>>

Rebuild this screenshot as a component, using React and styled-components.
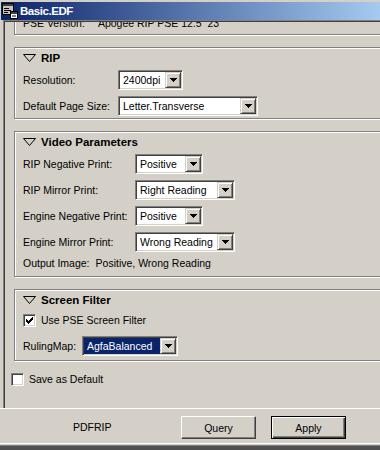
import React from 'react';
import styled, { createGlobalStyle, css } from 'styled-components';

const Global = createGlobalStyle`
  html, body { margin: 0; padding: 0; background: #d4d0c8; overflow: hidden; }
  body { font-family: "Liberation Sans", Arial, sans-serif; }
`;

const Window = styled.div`
  width: 460px;
  height: 450px;
  overflow: hidden;
  background: #d4d0c8;
  display: flex;
  flex-direction: column;
  font-family: "Liberation Sans", Arial, sans-serif;
  font-size: 10.5px;
  color: #000;
`;

const TitleBar = styled.div`
  flex: none;
  margin: 2px 0 0 1px;
  height: 18px;
  padding-left: 1px;
  display: flex;
  align-items: center;
  gap: 2px;
  background: linear-gradient(to right, #0a246a 0px, #a6caf0 380px);
  color: #fff;
  font-weight: bold;
  font-size: 11.5px;
  letter-spacing: -0.45px;
`;

const ScrollPane = styled.div`
  flex: none;
  height: 388px;
  box-sizing: border-box;
  margin-left: 3px;
  border-top: 1px solid #808080;
  border-left: 1px solid #808080;
`;

const Viewport = styled.div`
  height: 100%;
  box-sizing: border-box;
  border-top: 1px solid #404040;
  border-left: 1px solid #404040;
  overflow: hidden;
`;

const Rule = styled.div`
  flex: none;
  height: 1px;
  background: #ffffff;
`;

const Panel = styled.section`
  margin: ${p => p.$mt}px 0 0 9px;
  border: 1px solid #808080;
  box-shadow: inset 1px 1px 0 #ffffff, 1px 1px 0 #ffffff;
  padding: 1px 8px 2px;
  display: flex;
  flex-direction: column;
`;

const Header = styled.div`
  height: 18px;
  display: flex;
  align-items: center;
  gap: 5px;
  font-weight: bold;
  font-size: 11.5px;
`;

const FieldRow = styled.div`
  display: flex;
  align-items: center;
  height: 20px;
  margin-top: ${p => p.$mt}px;
  margin-bottom: ${p => p.$mb || 0}px;
`;

const Label = styled.span`
  flex: none;
  width: ${p => p.$w}px;
  white-space: nowrap;
`;

const InfoRow = styled.div`
  display: flex;
  align-items: center;
  height: 16px;
  margin-top: 3px;
  margin-bottom: ${p => p.$mb}px;
  white-space: pre;
`;

const InfoValue = styled.span`
  margin-left: ${p => p.$gap}px;
`;

const Combo = styled.div`
  flex: none;
  width: ${p => p.$w}px;
  height: 20px;
  box-sizing: border-box;
  display: flex;
  padding: 1px;
  background: #ffffff;
  border: 1px solid;
  border-color: #808080 #ffffff #ffffff #808080;
  box-shadow: inset 1px 1px 0 #404040, inset -1px -1px 0 #d4d0c8;
`;

const ComboField = styled.div`
  flex: 1;
  height: 16px;
  line-height: 16px;
  padding-left: 3px;
  white-space: nowrap;
  overflow: hidden;
  ${p => p.$selected ? css`
    background: #0a246a;
    color: #ffffff;
  ` : css`
    background: #ffffff;
    color: #000000;
  `}
`;

const DropButton = styled.div`
  flex: none;
  width: 16px;
  height: 16px;
  box-sizing: border-box;
  background: #d4d0c8;
  border: 1px solid;
  border-color: #d4d0c8 #404040 #404040 #d4d0c8;
  box-shadow: inset 1px 1px 0 #ffffff, inset -1px -1px 0 #808080;
  display: flex;
  align-items: center;
  justify-content: center;
`;

const CheckRow = styled.div`
  display: flex;
  align-items: center;
  gap: 5px;
  height: 16px;
  margin: ${p => p.$mt}px 0 0 ${p => p.$ml || 0}px;
`;

const CheckBox = styled.span`
  flex: none;
  width: 13px;
  height: 13px;
  box-sizing: border-box;
  background: #ffffff;
  border: 1px solid;
  border-color: #808080 #ffffff #ffffff #808080;
  box-shadow: inset 1px 1px 0 #404040, inset -1px -1px 0 #d4d0c8;
  display: flex;
  align-items: center;
  justify-content: center;
`;

const Footer = styled.div`
  flex: none;
  height: 34px;
  box-sizing: border-box;
  padding: 7px 0 4px 73px;
  display: flex;
  align-items: flex-start;
`;

const FooterLabel = styled.span`
  flex: none;
  width: 108px;
  line-height: 23px;
`;

const Button = styled.button`
  flex: none;
  width: 75px;
  height: 23px;
  box-sizing: border-box;
  margin: 0 15px 0 0;
  padding: 0;
  font-family: "Liberation Sans", Arial, sans-serif;
  font-size: 10.5px;
  color: #000;
  background: #d4d0c8;
  border: 1px solid;
  ${p => p.$default ? css`
    border-color: #000000;
    box-shadow: inset 1px 1px 0 #ffffff, inset -1px -1px 0 #404040, inset -2px -2px 0 #808080;
  ` : css`
    border-color: #ffffff #404040 #404040 #ffffff;
    box-shadow: inset -1px -1px 0 #808080;
  `}
`;

const BottomEdge = styled.div`
  flex: none;
  height: 7px;
  border-top: 1px solid #ffffff;
  background: linear-gradient(#d4d0c8 0 1px, #808080 1px 2px, #505050 2px);
`;

const DownTriangle = () => (
  <svg width="13" height="8" viewBox="0 0 13 8">
    <polygon points="0.5,0.5 12.5,0.5 6.5,7.5" fill="none" stroke="#000" strokeWidth="1" />
  </svg>
);

const Arrow = () => (
  <svg width="7" height="4" viewBox="0 0 7 4" shapeRendering="crispEdges">
    <polygon points="0,0 7,0 3.5,4" fill="#000" />
  </svg>
);

const Tick = () => (
  <svg width="7" height="7" viewBox="0 0 7 7" shapeRendering="crispEdges">
    <polygon points="0,2 2,4 7,-1 7,2 2,7 0,5" fill="#000" />
  </svg>
);

const AppIcon = () => (
  <svg width="16" height="16" viewBox="0 0 16 16" shapeRendering="crispEdges">
    <rect x="0.5" y="0.5" width="11" height="11" fill="#c8c4bc" stroke="#000" />
    <rect x="1" y="1" width="10" height="2" fill="#404040" />
    <rect x="2" y="5" width="5" height="1" fill="#000" />
    <rect x="2" y="7" width="7" height="1" fill="#000" />
    <rect x="2" y="9" width="4" height="1" fill="#000" />
    <rect x="8.5" y="8.5" width="7" height="7" fill="#ffffff" stroke="#000" />
    <rect x="9" y="9" width="6" height="2" fill="#404040" />
    <rect x="10" y="12" width="4" height="2" fill="#808080" />
  </svg>
);

const ComboBox = ({ w, value, selected }) => (
  <Combo $w={w}>
    <ComboField $selected={selected}>{value}</ComboField>
    <DropButton><Arrow /></DropButton>
  </Combo>
);

const Section = ({ title, mt, children }) => (
  <Panel $mt={mt}>
    <Header>
      <DownTriangle />
      <span>{title}</span>
    </Header>
    {children}
  </Panel>
);

const videoRows = [
  { label: 'RIP Negative Print:', value: 'Positive', w: 68 },
  { label: 'RIP Mirror Print:', value: 'Right Reading', w: 100 },
  { label: 'Engine Negative Print:', value: 'Positive', w: 68 },
  { label: 'Engine Mirror Print:', value: 'Wrong Reading', w: 100 },
];

export default function App() {
  return (
    <>
      <Global />
      <Window>
        <TitleBar>
          <AppIcon />
          <span>Basic.EDF</span>
        </TitleBar>
        <ScrollPane>
          <Viewport>
            <Panel $mt={-12}>
              <InfoRow $mb={1}>
                <span>PSE Version:</span>
                <InfoValue $gap={13}>Apogee RIP PSE 12.5  23</InfoValue>
              </InfoRow>
            </Panel>

            <Section title="RIP" mt={12}>
              <FieldRow $mt={3}>
                <Label $w={95}>Resolution:</Label>
                <ComboBox w={65} value="2400dpi" />
              </FieldRow>
              <FieldRow $mt={6}>
                <Label $w={95}>Default Page Size:</Label>
                <ComboBox w={140} value="Letter.Transverse" />
              </FieldRow>
            </Section>

            <Section title="Video Parameters" mt={12}>
              {videoRows.map((r, i) => (
                <FieldRow key={r.label} $mt={i === 0 ? 3 : 6}>
                  <Label $w={112}>{r.label}</Label>
                  <ComboBox w={r.w} value={r.value} />
                </FieldRow>
              ))}
              <InfoRow $mb={3}>
                <span>Output Image:</span>
                <InfoValue $gap={6}>Positive, Wrong Reading</InfoValue>
              </InfoRow>
            </Section>

            <Section title="Screen Filter" mt={12}>
              <CheckRow $mt={3}>
                <CheckBox><Tick /></CheckBox>
                <span>Use PSE Screen Filter</span>
              </CheckRow>
              <FieldRow $mt={8} $mb={2}>
                <Label $w={59}>RulingMap:</Label>
                <ComboBox w={96} value="AgfaBalanced" selected />
              </FieldRow>
            </Section>

            <CheckRow $mt={10} $ml={6}>
              <CheckBox />
              <span>Save as Default</span>
            </CheckRow>
          </Viewport>
        </ScrollPane>
        <Rule />
        <Footer>
          <FooterLabel>PDFRIP</FooterLabel>
          <Button type="button">Query</Button>
          <Button type="button" $default>Apply</Button>
        </Footer>
        <BottomEdge />
      </Window>
    </>
  );
}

<<

### TASK STATEMENT:
Work out the number of lines above that include the string "components" and write only that number.

### ANSWER TO THE PROBLEM:
2